--- SOURCE MATERIAL ---

(begin)

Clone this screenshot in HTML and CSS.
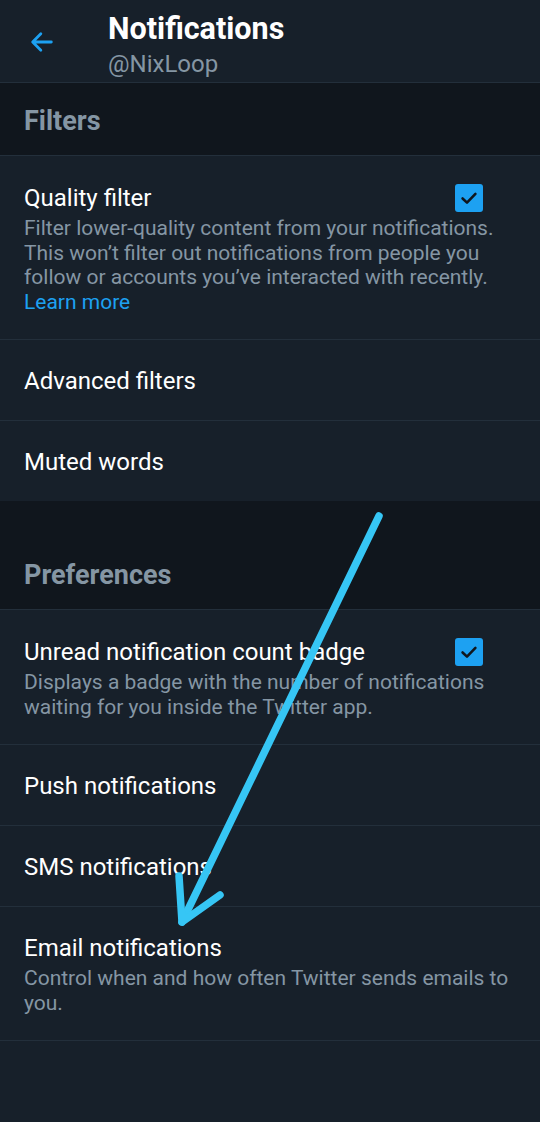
FILE: index.html
```html
<!DOCTYPE html>
<html lang="en">
<head>
    <meta charset="UTF-8">
    <meta name="viewport" content="width=device-width, initial-scale=1.0">
    <title>Notifications</title>
    <link rel="stylesheet" href="styles.css">
</head>
<body>
    <div class="page">
        <div class="header">
            <svg class="back" viewBox="0 0 24 24" width="28" height="28">
                <path d="M20 12H4.5M11 5L4 12L11 19" fill="none" stroke="#1da1f2" stroke-width="2.4" stroke-linecap="round" stroke-linejoin="round"/>
            </svg>
            <div class="titles">
                <div class="title">Notifications</div>
                <div class="handle">@NixLoop</div>
            </div>
        </div>

        <div class="section-title">Filters</div>

        <div class="item tall">
            <div class="item-head">
                <div class="item-name">Quality filter</div>
                <div class="checkbox">
                    <svg viewBox="0 0 24 24" width="22" height="22">
                        <path d="M5 12.5L9.8 17L19 7.5" fill="none" stroke="#10161d" stroke-width="2.8" stroke-linecap="round" stroke-linejoin="round"/>
                    </svg>
                </div>
            </div>
            <div class="item-desc">Filter lower-quality content from your notifications. This won’t filter out notifications from people you follow or accounts you’ve interacted with recently.<br><span class="link">Learn more</span></div>
        </div>
        <div class="item">
            <div class="item-name">Advanced filters</div>
        </div>
        <div class="item last">
            <div class="item-name">Muted words</div>
        </div>

        <div class="spacer"></div>
        <div class="section-title">Preferences</div>

        <div class="item tall">
            <div class="item-head">
                <div class="item-name">Unread notification count badge</div>
                <div class="checkbox">
                    <svg viewBox="0 0 24 24" width="22" height="22">
                        <path d="M5 12.5L9.8 17L19 7.5" fill="none" stroke="#10161d" stroke-width="2.8" stroke-linecap="round" stroke-linejoin="round"/>
                    </svg>
                </div>
            </div>
            <div class="item-desc">Displays a badge with the number of notifications waiting for you inside the Twitter app.</div>
        </div>
        <div class="item">
            <div class="item-name">Push notifications</div>
        </div>
        <div class="item">
            <div class="item-name">SMS notifications</div>
        </div>
        <div class="item tall email">
            <div class="item-head">
                <div class="item-name">Email notifications</div>
            </div>
            <div class="item-desc">Control when and how often Twitter sends emails to you.</div>
        </div>

        <!-- hand drawn annotation arrow over the list -->
        <svg class="annotation" viewBox="0 0 540 1122" width="540" height="1122">
            <g fill="none" stroke="#36c6f5" stroke-width="7.5" stroke-linecap="round" stroke-linejoin="round">
                <path d="M379 516L182 922"/>
                <path d="M179 876L182 922L220 895"/>
            </g>
        </svg>
    </div>
</body>
</html>
```

FILE: styles.css
```css
body {
    margin: 0;
    padding: 0;
    background-color: #17202a;
    font-family: Roboto, "Noto Sans", sans-serif;
    color: #ffffff;
}

.page {
    position: relative;
    width: 540px;
    min-height: 1122px;
}

.header {
    display: flex;
    align-items: flex-start;
    height: 82px;
    border-bottom: 1px solid #232f3b;
}

.back {
    margin: 28px 0 0 28px;
}

.titles {
    margin-left: 52px;
    padding-top: 11px;
}

.title {
    font-size: 30.5px;
    font-weight: 700;
    line-height: 36px;
}

.handle {
    font-size: 24px;
    line-height: 34px;
    color: #8596a4;
}

.section-title {
    height: 69px;
    padding: 3px 24px 0;
    display: flex;
    align-items: center;
    background-color: #10161d;
    font-size: 27px;
    font-weight: 700;
    color: #8596a4;
    border-bottom: 1px solid #232f3b;
}

.spacer {
    height: 36px;
    background-color: #10161d;
}

.item {
    display: flex;
    align-items: center;
    height: 78px;
    padding: 2px 24px 0;
    border-bottom: 1px solid #232f3b;
}

.item.last {
    border-bottom: none;
}

.item.tall {
    height: auto;
    flex-direction: column;
    align-items: stretch;
    padding-top: 27px;
    padding-bottom: 25px;
}

.item.email {
    padding-top: 26px;
}

.item-head {
    display: flex;
    justify-content: space-between;
    align-items: center;
    margin-bottom: 3px;
}

.item-name {
    font-size: 24px;
    line-height: 30px;
}

.item-desc {
    font-size: 21px;
    line-height: 24.5px;
    color: #8596a4;
}

.link {
    color: #1da1f2;
}

.checkbox {
    width: 28px;
    height: 28px;
    margin-right: 33px;
    border-radius: 3px;
    background-color: #1da1f2;
    display: flex;
    justify-content: center;
    align-items: center;
    flex-shrink: 0;
}

.annotation {
    position: absolute;
    top: 0;
    left: 0;
    pointer-events: none;
}
```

(end)

--- THE TASK ---
Repeat the listing verbatim. Skip the pictures.

--- FINAL ANSWER ---
Clone this screenshot in HTML and CSS.
FILE: index.html
```html
<!DOCTYPE html>
<html lang="en">
<head>
    <meta charset="UTF-8">
    <meta name="viewport" content="width=device-width, initial-scale=1.0">
    <title>Notifications</title>
    <link rel="stylesheet" href="styles.css">
</head>
<body>
    <div class="page">
        <div class="header">
            <svg class="back" viewBox="0 0 24 24" width="28" height="28">
                <path d="M20 12H4.5M11 5L4 12L11 19" fill="none" stroke="#1da1f2" stroke-width="2.4" stroke-linecap="round" stroke-linejoin="round"/>
            </svg>
            <div class="titles">
                <div class="title">Notifications</div>
                <div class="handle">@NixLoop</div>
            </div>
        </div>

        <div class="section-title">Filters</div>

        <div class="item tall">
            <div class="item-head">
                <div class="item-name">Quality filter</div>
                <div class="checkbox">
                    <svg viewBox="0 0 24 24" width="22" height="22">
                        <path d="M5 12.5L9.8 17L19 7.5" fill="none" stroke="#10161d" stroke-width="2.8" stroke-linecap="round" stroke-linejoin="round"/>
                    </svg>
                </div>
            </div>
            <div class="item-desc">Filter lower-quality content from your notifications. This won’t filter out notifications from people you follow or accounts you’ve interacted with recently.<br><span class="link">Learn more</span></div>
        </div>
        <div class="item">
            <div class="item-name">Advanced filters</div>
        </div>
        <div class="item last">
            <div class="item-name">Muted words</div>
        </div>

        <div class="spacer"></div>
        <div class="section-title">Preferences</div>

        <div class="item tall">
            <div class="item-head">
                <div class="item-name">Unread notification count badge</div>
                <div class="checkbox">
                    <svg viewBox="0 0 24 24" width="22" height="22">
                        <path d="M5 12.5L9.8 17L19 7.5" fill="none" stroke="#10161d" stroke-width="2.8" stroke-linecap="round" stroke-linejoin="round"/>
                    </svg>
                </div>
            </div>
            <div class="item-desc">Displays a badge with the number of notifications waiting for you inside the Twitter app.</div>
        </div>
        <div class="item">
            <div class="item-name">Push notifications</div>
        </div>
        <div class="item">
            <div class="item-name">SMS notifications</div>
        </div>
        <div class="item tall email">
            <div class="item-head">
                <div class="item-name">Email notifications</div>
            </div>
            <div class="item-desc">Control when and how often Twitter sends emails to you.</div>
        </div>

        <!-- hand drawn annotation arrow over the list -->
        <svg class="annotation" viewBox="0 0 540 1122" width="540" height="1122">
            <g fill="none" stroke="#36c6f5" stroke-width="7.5" stroke-linecap="round" stroke-linejoin="round">
                <path d="M379 516L182 922"/>
                <path d="M179 876L182 922L220 895"/>
            </g>
        </svg>
    </div>
</body>
</html>
```

FILE: styles.css
```css
body {
    margin: 0;
    padding: 0;
    background-color: #17202a;
    font-family: Roboto, "Noto Sans", sans-serif;
    color: #ffffff;
}

.page {
    position: relative;
    width: 540px;
    min-height: 1122px;
}

.header {
    display: flex;
    align-items: flex-start;
    height: 82px;
    border-bottom: 1px solid #232f3b;
}

.back {
    margin: 28px 0 0 28px;
}

.titles {
    margin-left: 52px;
    padding-top: 11px;
}

.title {
    font-size: 30.5px;
    font-weight: 700;
    line-height: 36px;
}

.handle {
    font-size: 24px;
    line-height: 34px;
    color: #8596a4;
}

.section-title {
    height: 69px;
    padding: 3px 24px 0;
    display: flex;
    align-items: center;
    background-color: #10161d;
    font-size: 27px;
    font-weight: 700;
    color: #8596a4;
    border-bottom: 1px solid #232f3b;
}

.spacer {
    height: 36px;
    background-color: #10161d;
}

.item {
    display: flex;
    align-items: center;
    height: 78px;
    padding: 2px 24px 0;
    border-bottom: 1px solid #232f3b;
}

.item.last {
    border-bottom: none;
}

.item.tall {
    height: auto;
    flex-direction: column;
    align-items: stretch;
    padding-top: 27px;
    padding-bottom: 25px;
}

.item.email {
    padding-top: 26px;
}

.item-head {
    display: flex;
    justify-content: space-between;
    align-items: center;
    margin-bottom: 3px;
}

.item-name {
    font-size: 24px;
    line-height: 30px;
}

.item-desc {
    font-size: 21px;
    line-height: 24.5px;
    color: #8596a4;
}

.link {
    color: #1da1f2;
}

.checkbox {
    width: 28px;
    height: 28px;
    margin-right: 33px;
    border-radius: 3px;
    background-color: #1da1f2;
    display: flex;
    justify-content: center;
    align-items: center;
    flex-shrink: 0;
}

.annotation {
    position: absolute;
    top: 0;
    left: 0;
    pointer-events: none;
}
```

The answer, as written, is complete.